What has changed is that businesses are getting better at implementing CRM programs. In 2000, the majority of organizations viewed CRM as unlikely to deliver business benefits, but in 2009 the majority expects them to succeed.

CRM application pricing and delivery has also changed significantly. According to Gartner, organizations were commonly paying $3,000 per licensed user at CRM's height in 2000, and that has fallen to between $1,000 and $1,500 this year. While the per-user pricing model still prevails, service-oriented architectures (SOAs) and Software as a Service (SaaS) are fuelling process-based pricing.

In addition, SaaS has changed the CRM landscape significantly. Nearly 50% of all field sales applications will be delivered via SaaS by 2012, according to Gartner, and 40% of all CRM applications will be SaaS-based by 2020. The competition will bring per-user pricing down from $800 per year to near $500 by 2020, the firm predicts.

Companies may be worried about different aspects of CRM programs than they were a decade ago, but fear and anxiety persist.

"In '99 it was Y2K, technical uncertainties and anxieties around technical capabilities," Kaila said. "You're seeing a similar level of anxiety today, and it's really around the rise of social networking.

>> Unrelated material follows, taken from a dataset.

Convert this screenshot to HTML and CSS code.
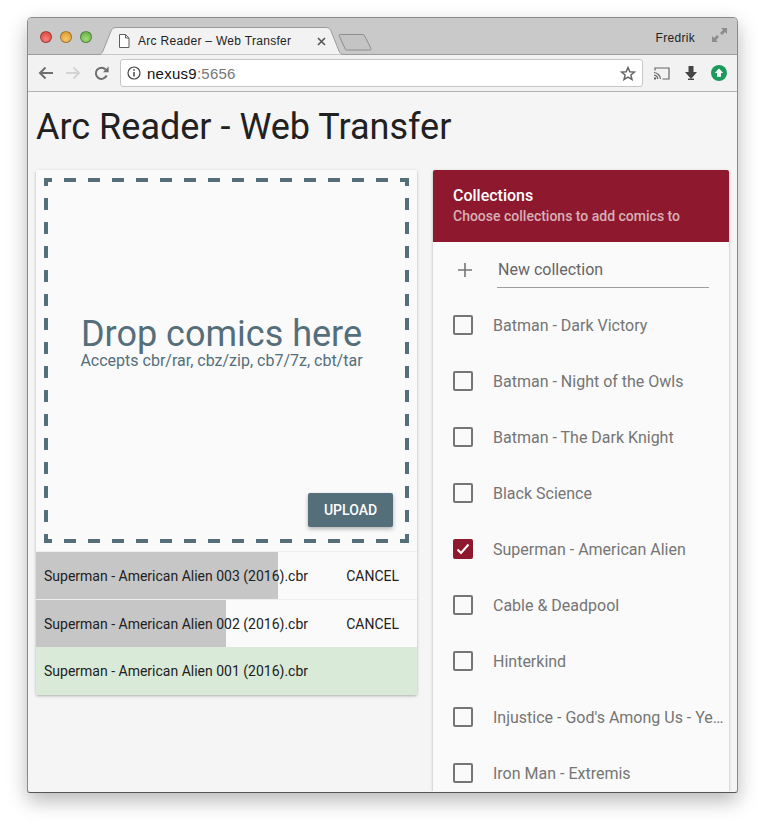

Customers are really empowered. Companies are not the first place people go for information. From an enterprise perspective, they're becoming a little insecure about how to support or integrate it. In my opinion, apart from the global economic crisis, companies are most worried about social networking and how that impacts how they interact with customers."

The CRM software market has also seen its share of change, and while it reached a high in 2000, growing at a rate of 90% before bottoming out in 2003, it has shown steady growth over the last five years, growing between 11% and 23% per year, and it is set for 10% growth from 2007 to 2012, according to Gartner. The company estimates the total revenue in 2008 for CRM software, including license, maintenance and subscription revenue, reached nearly $9 billion worldwide.

In turn, the vendor landscape is shrinking. The five largest CRM vendors represented an estimated 60% of the market in 2008, and three or four large vendors will claim 50% market share by 2020, Gartner predicts.

That's because the large vendors are evolving into platforms for software and service partners.

"We see the rise of these communities of applications," Kaila said. "If you look at the whole host of vendors, there's hundreds and hundreds of local and regional on-demand CRM vendors, and their go-to-market plan is get it out there and sell out to one of the larger market leaders."

Innovation in the CRM market will come from these smaller startups, which will be acquired and merged into the larger ecosystem.

"There's more pressure on vendors to specialize in the niche," Kaila said. "Enterprises are very process focused. Companies want software that really integrates well into end-to-end processes for CRM. We'll see larger vendors dominate the space because they have visibility into the larger CRM process. Then it's just survival of the fittest."